The Boston Secession performs "The Stravinsky Code" next Friday, April 29, at 8 p.m. at the First Congregational Church, 11 Garden Street in Harvard Square. Tickets are $35; call (617) 499-4860.

YOU COULD ARGUE that there’s a Brahms Code as well: carefully wrought structures and dense counterpoint that disguise themselves as ardent lyricism. But unlocking that code didn’t seem to be on the agenda when the Dresden Staatskapelle arrived at Symphony Hall last Sunday, courtesy of the Bank of America Celebrity Series. The orchestra was to have been conducted by Bernard Haitink, who took over as interim music director when Giuseppe Sinopoli died in 2001. But Haitink fell into a squabble with the orchestra’s management over the choice of Sinopoli’s successor (Fabio Luisi) and withdrew from the tour, and it fell to Korean conductor Myung Whun Chung to lead the Brahms program, which opened with the Second Piano Concerto (with Emanuel Ax) and closed with the Fourth Symphony.

The scarcity of the Staatskapelle’s visits here means that it’s seldom included in the same breath as its brethren in Berlin, Amsterdam, and Vienna when the topic of Europe’s great orchestras comes up. It should be. Its sound is transparent but full of depth, with a dark sweetness in the strings, and extra weight in the cellos and basses, and gleaming brass. The players blend well, and there’s a roundedness, a luxuriance in the sound, even at the music’s biggest moments.

The big moments were plentiful. Whatever the concert might have sounded like under Haitink, it would surely have been different. Under Chung, the orchestra served up a full serving of expansive, Romantic-with-a-capital-R Brahms. Chung’s musicmaking is all about intense contrasts, big gestures, and a wide range of tempos. This allowed some moments in the symphony to come through with blistering intensity. I don’t think I’ve heard the codas to the first and the last movement played with the fury that Chung marshaled.
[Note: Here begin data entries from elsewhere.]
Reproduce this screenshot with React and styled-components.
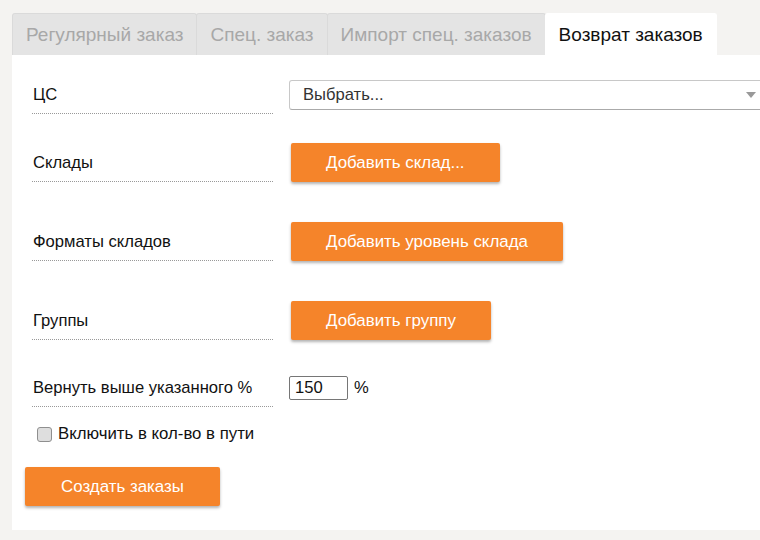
import React, { useState } from 'react';
import styled, { createGlobalStyle } from 'styled-components';

const GlobalStyle = createGlobalStyle`
    html, body {
        margin: 0;
        padding: 0;
        overflow: hidden;
        background: #f4f3f1;
        font-family: "Liberation Sans", Arial, sans-serif;
    }
`;

const Page = styled.div`
    width: 800px;
    padding: 13px 0 10px 12px;
`;

const Tabs = styled.div`
    display: flex;
    height: 42px;
`;

const Tab = styled.div`
    display: flex;
    align-items: center;
    padding: 0 13px;
    font-size: 19px;
    color: ${p => p.active ? '#111' : '#a8a8a8'};
    background: ${p => p.active ? '#fff' : '#e4e4e4'};
    border: 1px solid ${p => p.active ? '#fff' : '#dadada'};
    border-bottom: none;
    border-radius: 3px 3px 0 0;
    margin-right: ${p => p.active ? '0' : '-1px'};
    cursor: pointer;
`;

const Panel = styled.div`
    background: #fff;
    padding: 21px 0 24px 20px;
`;

const Row = styled.div`
    display: flex;
    align-items: center;
    margin-top: ${p => p.mt || 0}px;
`;

const Label = styled.div`
    width: 240px;
    flex-shrink: 0;
    font-size: 16.6px;
    line-height: 20px;
    color: #111;
    padding: 9px 0 8px 1px;
    border-bottom: 1px dotted #999;
    margin-right: 16px;
`;

const Select = styled.div`
    position: relative;
    width: 500px;
    height: 30px;
    box-sizing: border-box;
    display: flex;
    align-items: center;
    padding-left: 13px;
    font-size: 16.6px;
    color: #333;
    border: 1px solid #c8c8c8;
    border-bottom-color: #aaa;
    border-radius: 3px 0 0 3px;

    &::after {
        content: '';
        position: absolute;
        left: 456px;
        top: 11px;
        border-left: 5px solid transparent;
        border-right: 5px solid transparent;
        border-top: 6px solid #999;
    }
`;

const OrangeButton = styled.button`
    height: 39px;
    padding: 0 ${p => p.px || 35}px;
    margin-left: ${p => p.ml || 0}px;
    background: #f5842a;
    color: #fff;
    border: none;
    border-radius: 2px;
    box-shadow: 0 2px 3px rgba(0, 0, 0, 0.3);
    font-family: "Liberation Sans", Arial, sans-serif;
    font-size: 16.9px;
    cursor: pointer;
`;

const Percent = styled.div`
    display: flex;
    align-items: center;
    gap: 6px;
    font-size: 16.6px;
    color: #111;
`;

const NumberInput = styled.input`
    width: 59px;
    height: 24px;
    box-sizing: border-box;
    border: 1px solid #767676;
    border-radius: 2px;
    padding: 0 5px;
    font-family: "Liberation Sans", Arial, sans-serif;
    font-size: 16.6px;
    color: #111;
    outline: none;
`;

const CheckRow = styled.label`
    display: flex;
    align-items: center;
    gap: 6px;
    margin: 17px 0 0 5px;
    font-size: 16.8px;
    color: #111;
    cursor: pointer;
`;

const Box = styled.span`
    width: 13px;
    height: 13px;
    border: 1px solid #8f8f8f;
    border-radius: 3px;
    background: #dedede;
`;

const Footer = styled.div`
    margin: 23px 0 0 -7px;
`;

export default function App() {
    const [value, setValue] = useState('150');

    return (
        <Page>
            <GlobalStyle />
            <Tabs>
                <Tab>Регулярный заказ</Tab>
                <Tab>Спец. заказ</Tab>
                <Tab>Импорт спец. заказов</Tab>
                <Tab active>Возврат заказов</Tab>
            </Tabs>
            <Panel>
                <Row>
                    <Label>ЦС</Label>
                    <Select>Выбрать...</Select>
                </Row>
                <Row mt={29}>
                    <Label>Склады</Label>
                    <OrangeButton ml={2}>Добавить склад...</OrangeButton>
                </Row>
                <Row mt={40}>
                    <Label>Форматы складов</Label>
                    <OrangeButton ml={2}>Добавить уровень склада</OrangeButton>
                </Row>
                <Row mt={40}>
                    <Label>Группы</Label>
                    <OrangeButton ml={2}>Добавить группу</OrangeButton>
                </Row>
                <Row mt={29}>
                    <Label>Вернуть выше указанного %</Label>
                    <Percent>
                        <NumberInput value={value} onChange={e => setValue(e.target.value)} />
                        %
                    </Percent>
                </Row>
                <CheckRow>
                    <Box />
                    Включить в кол-во в пути
                </CheckRow>
                <Footer>
                    <OrangeButton px={36}>Создать заказы</OrangeButton>
                </Footer>
            </Panel>
        </Page>
    );
}
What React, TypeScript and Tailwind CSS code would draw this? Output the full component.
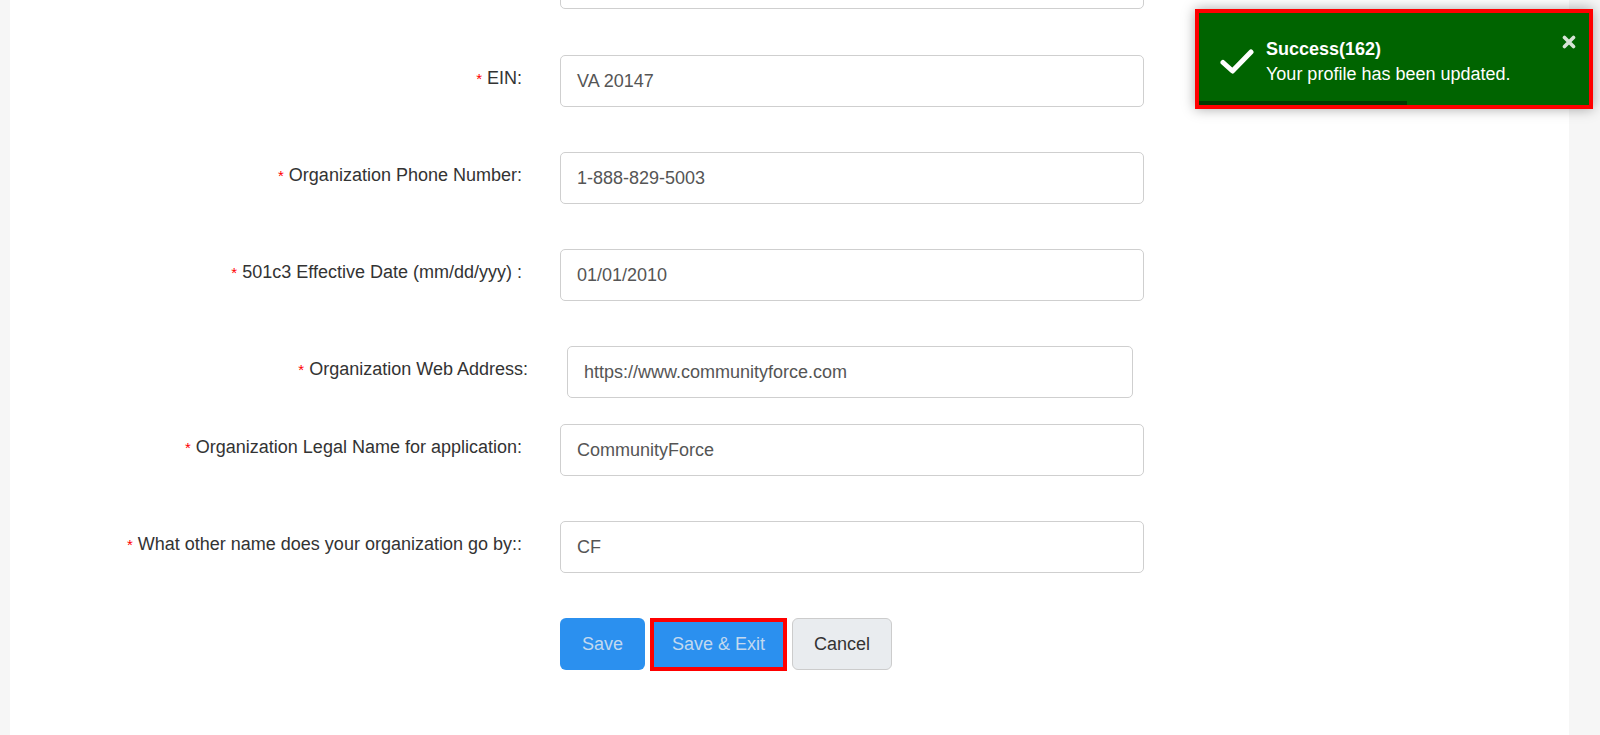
import React from 'react';

interface FieldRowProps {
    label: string;
    value: string;
    labelClass?: string;
    inputClass?: string;
    rowClass?: string;
}

function FieldRow({
    label,
    value,
    labelClass = 'w-[512px]',
    inputClass = 'ml-[38px] w-[584px]',
    rowClass = 'mb-[45px]'
}: FieldRowProps) {
    return (
        <div className={`flex items-start ${rowClass}`}>
            <label className={`shrink-0 text-right pt-[10px] leading-[26px] text-[18px] text-[#333] ${labelClass}`}>
                <span className="text-[#f00] text-[15px]">*</span> {label}
            </label>
            <div className={`h-[52px] border border-[#cfcfcf] rounded-[5px] px-4 flex items-center text-[18px] text-[#555] ${inputClass}`}>
                {value}
            </div>
        </div>
    );
}

function Toast() {
    return (
        <div className="fixed top-[9px] left-[1195px] w-[398px] h-[100px] border-4 border-[#ff0000] shadow-[0_0_12px_rgba(0,0,0,0.35)]">
            <div className="relative w-full h-full bg-[#006400] text-white">
                <div className="flex items-center pl-[21px] pt-[24px]">
                    <svg className="w-[34px] h-[26px] shrink-0" viewBox="0 0 34 26" fill="none">
                        <path d="M3 13.5 L12.5 22 L31 3" stroke="white" strokeWidth={5} strokeLinecap="round" strokeLinejoin="round" />
                    </svg>
                    <div className="ml-[12px] leading-[25px] text-[18px]">
                        <div className="font-bold">Success(162)</div>
                        <div>Your profile has been updated.</div>
                    </div>
                </div>
                <svg className="absolute top-[22px] right-[13px] w-[14px] h-[14px]" viewBox="0 0 14 14">
                    <path d="M2.5 2.5 L11.5 11.5 M11.5 2.5 L2.5 11.5" stroke="#d6e3d6" strokeWidth={3.6} strokeLinecap="round" />
                </svg>
                <div className="absolute left-0 bottom-0 w-[208px] h-[4px] bg-[#003b00]" />
            </div>
        </div>
    );
}

export default function App() {
    return (
        <div className="h-[735px] overflow-hidden bg-[#f6f6f6] flex" style={{ fontFamily: '"Liberation Sans", Arial, sans-serif' }}>
            <div className="ml-[10px] w-[1559px] h-full bg-white overflow-hidden">
                <div className="-mt-[43px]">
                    {/* field scrolled mostly out of view */}
                    <div className="ml-[550px] w-[584px] h-[52px] border border-[#cfcfcf] rounded-[5px] mb-[46px]" />

                    <FieldRow label="EIN:" value="VA 20147" />
                    <FieldRow label="Organization Phone Number:" value="1-888-829-5003" />
                    <FieldRow label="501c3 Effective Date (mm/dd/yyy) :" value="01/01/2010" />
                    <FieldRow
                        label="Organization Web Address:"
                        value="https://www.communityforce.com"
                        labelClass="w-[518px]"
                        inputClass="ml-[39px] w-[566px]"
                        rowClass="mb-[26px]"
                    />
                    <FieldRow label="Organization Legal Name for application:" value="CommunityForce" />
                    <FieldRow label="What other name does your organization go by::" value="CF" />

                    <div className="flex gap-[5px] ml-[550px]">
                        <button className="h-[52px] w-[85px] rounded-[6px] bg-[#2b90ef] text-[#c2d9ef] text-[18px]">
                            Save
                        </button>
                        <button className="h-[53px] w-[137px] border-4 border-[#ff0000] bg-[#2b90ef] text-[#c2d9ef] text-[18px]">
                            Save &amp; Exit
                        </button>
                        <button className="h-[52px] w-[100px] rounded-[6px] border border-[#cccccc] bg-[#e9ecef] text-[#333] text-[18px]">
                            Cancel
                        </button>
                    </div>
                </div>
            </div>
            <Toast />
        </div>
    );
}
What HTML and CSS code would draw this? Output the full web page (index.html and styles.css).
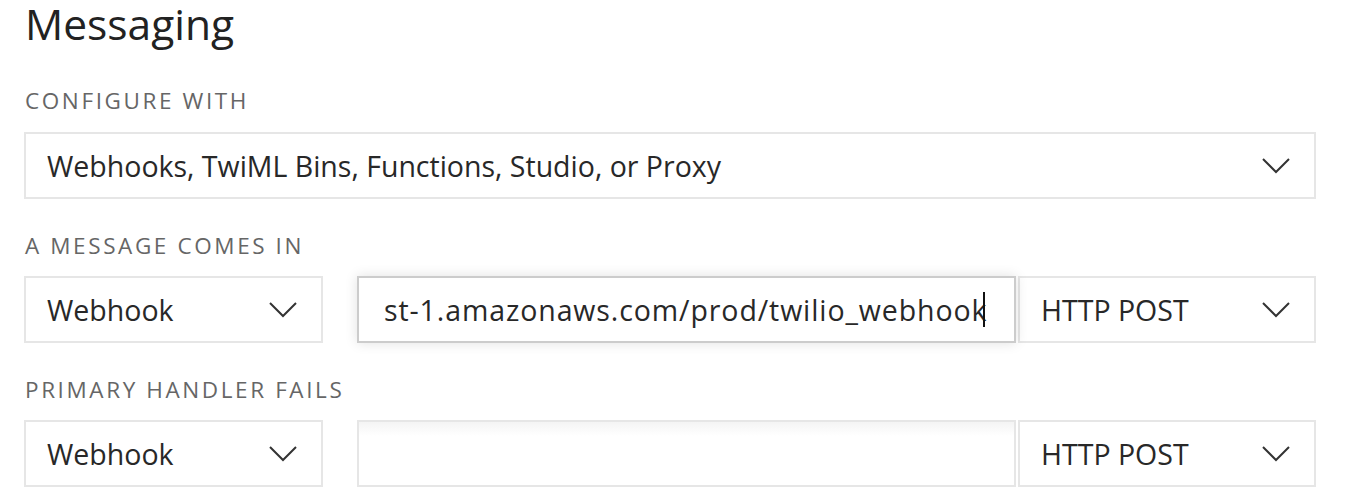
FILE: index.html
```html
<!DOCTYPE html>
<html>
    <head>
        <meta charset="utf-8">
        <title>Messaging</title>
        <link rel="stylesheet" href="styles.css">
    </head>
    <body>
        <div id="messaging">
            <h1>Messaging</h1>

            <p class="label first">Configure with</p>
            <div class="select wide">
                <span>Webhooks, TwiML Bins, Functions, Studio, or Proxy</span>
                <svg class="chevron" viewBox="0 0 28 16"><path d="M1 1 L14 14 L27 1"/></svg>
            </div>

            <p class="label">A message comes in</p>
            <div class="row">
                <div class="select kind">
                    <span>Webhook</span>
                    <svg class="chevron" viewBox="0 0 28 16"><path d="M1 1 L14 14 L27 1"/></svg>
                </div>
                <div class="url focused">
                    <span>st-1.amazonaws.com/prod/twilio_webhook</span><i class="caret"></i>
                </div>
                <div class="select method">
                    <span>HTTP POST</span>
                    <svg class="chevron" viewBox="0 0 28 16"><path d="M1 1 L14 14 L27 1"/></svg>
                </div>
            </div>

            <p class="label">Primary handler fails</p>
            <div class="row">
                <div class="select kind">
                    <span>Webhook</span>
                    <svg class="chevron" viewBox="0 0 28 16"><path d="M1 1 L14 14 L27 1"/></svg>
                </div>
                <div class="url empty"></div>
                <div class="select method">
                    <span>HTTP POST</span>
                    <svg class="chevron" viewBox="0 0 28 16"><path d="M1 1 L14 14 L27 1"/></svg>
                </div>
            </div>
        </div>
    </body>
</html>
```

FILE: styles.css
```css
* {
    padding: 0;
    margin: 0;
    box-sizing: border-box;
}

body {
    font-family: "Open Sans", Lato, sans-serif;
    color: #282828;
    background-color: #fff;
}

#messaging {
    width: 1316px;
    padding-left: 24px;
}

h1 {
    font-size: 42.5px;
    font-weight: 400;
    line-height: 48px;
    margin: 0 0 0 1px;
    color: #222;
}

.label {
    font-size: 22.5px;
    line-height: 26px;
    letter-spacing: 2.6px;
    text-transform: uppercase;
    color: #666;
    margin: 34px 0 17px 1px;
}

.label.first {
    margin-top: 40px;
    margin-bottom: 18px;
}

.select,
.url {
    height: 67px;
    border: 2px solid #e6e6e6;
    background-color: #fff;
    font-size: 28.5px;
    display: flex;
    align-items: center;
}

.select {
    padding: 0 24px 0 21px;
    justify-content: space-between;
}

.chevron {
    width: 28px;
    height: 16px;
    fill: none;
    stroke: #333;
    stroke-width: 2;
}

.row {
    display: flex;
}

.kind {
    width: 299px;
}

.url {
    flex: 1;
    margin-left: 34px;
    padding-left: 25px;
    overflow: hidden;
    white-space: nowrap;
}

.url.focused {
    border-color: #ccc;
    letter-spacing: 0.9px;
    box-shadow: 0 0 12px rgba(0, 0, 0, 0.12);
    position: relative;
    z-index: 1;
}

.caret {
    display: inline-block;
    width: 2px;
    height: 35px;
    background-color: #111;
    margin-left: -4px;
}

.url.empty {
    background: linear-gradient(#f4f4f4, #fff 14px);
}

.method {
    width: 298px;
    margin-left: 2px;
}
```
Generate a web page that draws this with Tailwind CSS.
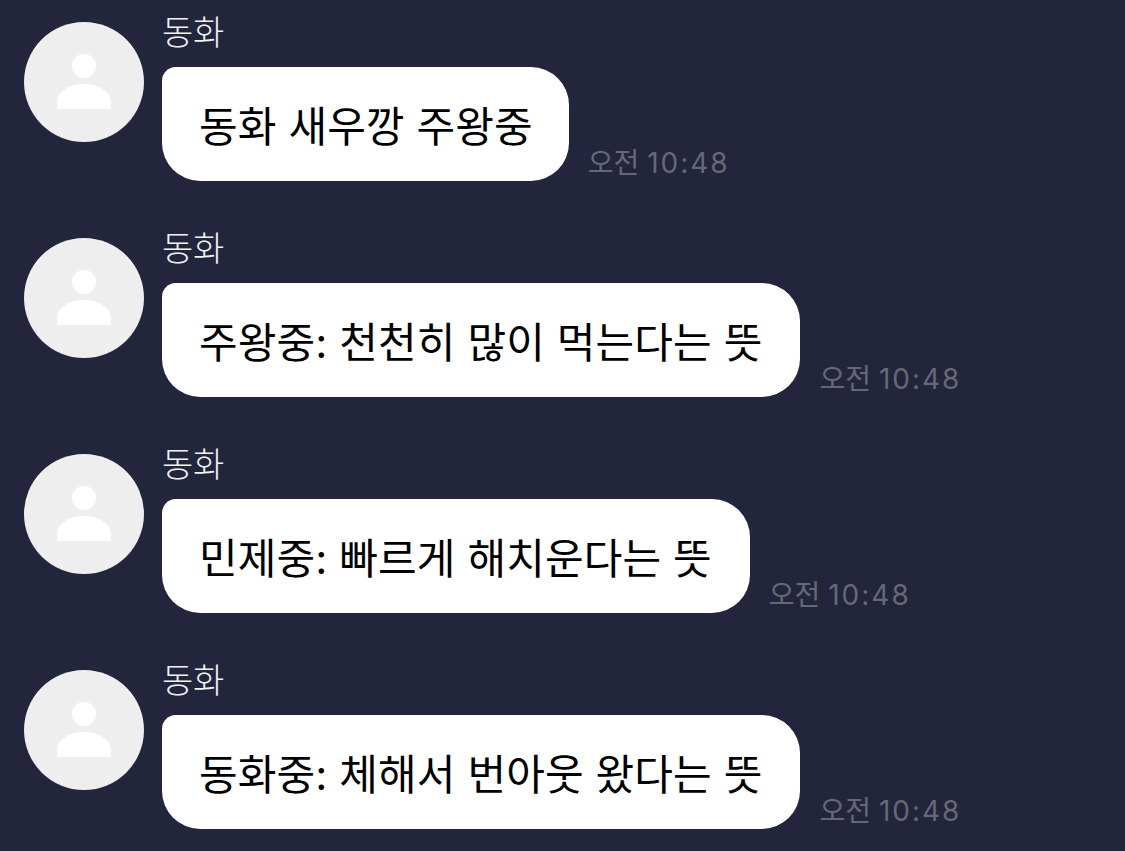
<!DOCTYPE html>
<html lang="ko">
<head>
  <meta charset="UTF-8" />
  <title>동화</title>
  <script src="https://cdn.jsdelivr.net/npm/@tailwindcss/browser@4"></script>
</head>
<body class="bg-[#22253b] overflow-hidden font-['Inter','Noto_Sans_CJK_KR',sans-serif]">
  <div class="h-[851px] pt-[13px] pl-[24px] flex flex-col gap-[36px]">

    <!-- message -->
    <div class="flex gap-[18px] h-[180px]">
      <div class="w-[120px] h-[120px] mt-[9px] shrink-0 rounded-full bg-[#eeeeee] flex items-center justify-center">
        <svg width="54" height="56" viewBox="0 0 54 56" fill="#ffffff"><circle cx="27" cy="12" r="12"/><path d="M0 48C0 38 12 30 27 30S54 38 54 48V54Q54 55 53 55H1Q0 55 0 54z"/></svg>
      </div>
      <div>
        <p class="text-[34px] leading-[40px] text-[#f2f2f2] font-light tracking-[-0.3px]">동화</p>
        <div class="flex items-end gap-[19px] mt-[14px]">
          <div class="h-[114px] rounded-[38px] rounded-tl-[14px] bg-white pl-[37px] pr-[36px] pt-[5px] flex items-center text-[42px] text-black tracking-[0.1px]">동화 새우깡 주왕중</div>
          <span class="text-[28px] leading-[36px] text-[#666877]">오전 <span class="tracking-[2px]">10:48</span></span>
        </div>
      </div>
    </div>

    <div class="flex gap-[18px] h-[180px]">
      <div class="w-[120px] h-[120px] mt-[9px] shrink-0 rounded-full bg-[#eeeeee] flex items-center justify-center">
        <svg width="54" height="56" viewBox="0 0 54 56" fill="#ffffff"><circle cx="27" cy="12" r="12"/><path d="M0 48C0 38 12 30 27 30S54 38 54 48V54Q54 55 53 55H1Q0 55 0 54z"/></svg>
      </div>
      <div>
        <p class="text-[34px] leading-[40px] text-[#f2f2f2] font-light tracking-[-0.3px]">동화</p>
        <div class="flex items-end gap-[19px] mt-[14px]">
          <div class="h-[114px] rounded-[38px] rounded-tl-[14px] bg-white pl-[37px] pr-[38px] pt-[5px] flex items-center text-[42px] text-black tracking-[0.1px]">주왕중: 천천히 많이 먹는다는 뜻</div>
          <span class="text-[28px] leading-[36px] text-[#666877]">오전 <span class="tracking-[2px]">10:48</span></span>
        </div>
      </div>
    </div>

    <div class="flex gap-[18px] h-[180px]">
      <div class="w-[120px] h-[120px] mt-[9px] shrink-0 rounded-full bg-[#eeeeee] flex items-center justify-center">
        <svg width="54" height="56" viewBox="0 0 54 56" fill="#ffffff"><circle cx="27" cy="12" r="12"/><path d="M0 48C0 38 12 30 27 30S54 38 54 48V54Q54 55 53 55H1Q0 55 0 54z"/></svg>
      </div>
      <div>
        <p class="text-[34px] leading-[40px] text-[#f2f2f2] font-light tracking-[-0.3px]">동화</p>
        <div class="flex items-end gap-[19px] mt-[14px]">
          <div class="h-[114px] rounded-[38px] rounded-tl-[14px] bg-white pl-[37px] pr-[38px] pt-[5px] flex items-center text-[42px] text-black tracking-[0.1px]">민제중: 빠르게 해치운다는 뜻</div>
          <span class="text-[28px] leading-[36px] text-[#666877]">오전 <span class="tracking-[2px]">10:48</span></span>
        </div>
      </div>
    </div>

    <div class="flex gap-[18px] h-[180px]">
      <div class="w-[120px] h-[120px] mt-[9px] shrink-0 rounded-full bg-[#eeeeee] flex items-center justify-center">
        <svg width="54" height="56" viewBox="0 0 54 56" fill="#ffffff"><circle cx="27" cy="12" r="12"/><path d="M0 48C0 38 12 30 27 30S54 38 54 48V54Q54 55 53 55H1Q0 55 0 54z"/></svg>
      </div>
      <div>
        <p class="text-[34px] leading-[40px] text-[#f2f2f2] font-light tracking-[-0.3px]">동화</p>
        <div class="flex items-end gap-[19px] mt-[14px]">
          <div class="h-[114px] rounded-[38px] rounded-tl-[14px] bg-white pl-[37px] pr-[38px] pt-[5px] flex items-center text-[42px] text-black tracking-[0.1px]">동화중: 체해서 번아웃 왔다는 뜻</div>
          <span class="text-[28px] leading-[36px] text-[#666877]">오전 <span class="tracking-[2px]">10:48</span></span>
        </div>
      </div>
    </div>

  </div>
</body>
</html>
The scherzo had a brutal, militant edge to it, which was either exciting or crude, depending on your view. It was like Brahms filtered through a Tchaikovskian lens.

But Brahms is Brahms, not Tchaikovsky, and for all the passion, plenty of other moments — the intricate motivic play and development — seemed to get left by the wayside. Phrases would simply roll one into the other. You knew how you were getting from one exit to another, but the overall sense of the trip seemed to get lost in the commotion.

The concerto fared better. The volatile Chung and the no-nonsense Ax may seem an odd couple, but the pairing brought out the best in each. Ax’s greatest asset is his clarity, and it was rewarding to hear him play with dead-on accuracy lines that often come off as a blur. He produced a sound broad and deep enough to match the orchestra’s, even at its height, and he loosened his classical leanings just enough for Chung to tighten his control over the flow of the music.

The high point was a beautifully suspended rendition of the slow movement that featured a gorgeous, warm solo from the orchestra’s first cellist, Wolfgang-Emmanuel Schmidt. Almost as soon as the final notes sounded, Ax jumped up and dragged Schmidt out to take a bow with him, and he repeated the gesture during the curtain calls that followed. It was a selfless, classy move, and a fitting end to a performance in which everyone seemed to be working toward a greater good. That should be a code of its own.